Una vez llegados a Europa las canciones del ejército dejarán paso al atronador sonido de los disparos, y a los tres desiguales personajes no les quedará más que unirse y apoyarse mutuamente. Es la guerra, la representación de los instintos más salvajes del ser humano, lo que elimina las barreras sociales para Vidor. Además, no solo la valentía de Jim se pone en juego en Europa, sino también sus sentimientos, viéndose atraído amorosamente por una granjera francesa, olvidando de nuevo las barreras sociales y culturales en tiempos de crisis. La empatía con el enemigo también tendrá cabida en una preciosa escena en las trincheras donde observamos a un acobardado rival alemán apuntado por el cuchillo de Jim.
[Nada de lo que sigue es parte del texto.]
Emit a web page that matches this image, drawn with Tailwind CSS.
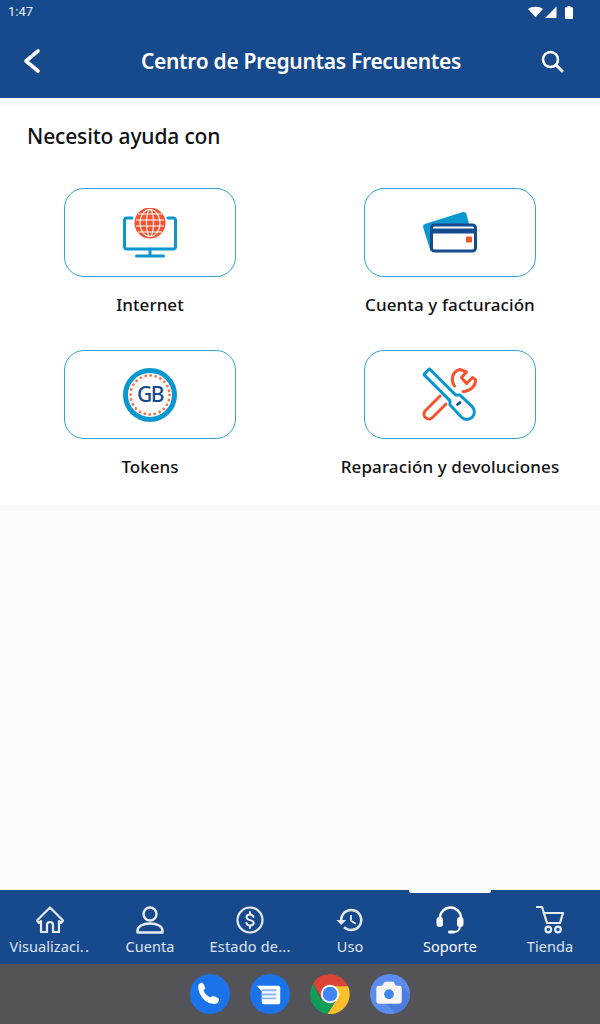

Como en toda buena película bélica, en El gran desfile no hay vencedores y solo vencidos. Jim vuelve a casa malherido y descubre la infidelidad de su novia. Ya solo queda una esperanza: volver a Europa, el lugar donde se sacrificó para convertir el mundo en un sitio mejor. Así, la película se cierra con una onírica escena, propia de las imposiciones “happy end” de la época, en la que Jim se reencuentra con una felicidad que ya no será igual después del trauma vivido. Pero no solo en su maravillosa evolución psicológica del personaje principal y en su capacidad de tocar temas ciertamente conflictivos para la época al mismo nivel que realistas, residen las mayores virtudes de El gran desfile. Y es que el planteamiento formal y estético de la obra sorprenden por su capacidad de adaptación dependiendo de la finalidad de cada escena. Así, por ejemplo, pasamos de planos generales y fijos que transmiten la serenidad de un hogar de clase acomodada al comienzo de la película, al inquietante seguimiento de los soldados en el bosque a través de una cámara que se desplaza dando la espalda a la dirección de movimiento. En sus momentos de mayor tensión, la imagen se muestra inestable y nerviosa, transmitiendo una sensación de tensión e intranquilidad poco habituales en el cine de la época y que sentarán las bases formales de otros tantos clásicos bélicos posteriores que ha dado la historia.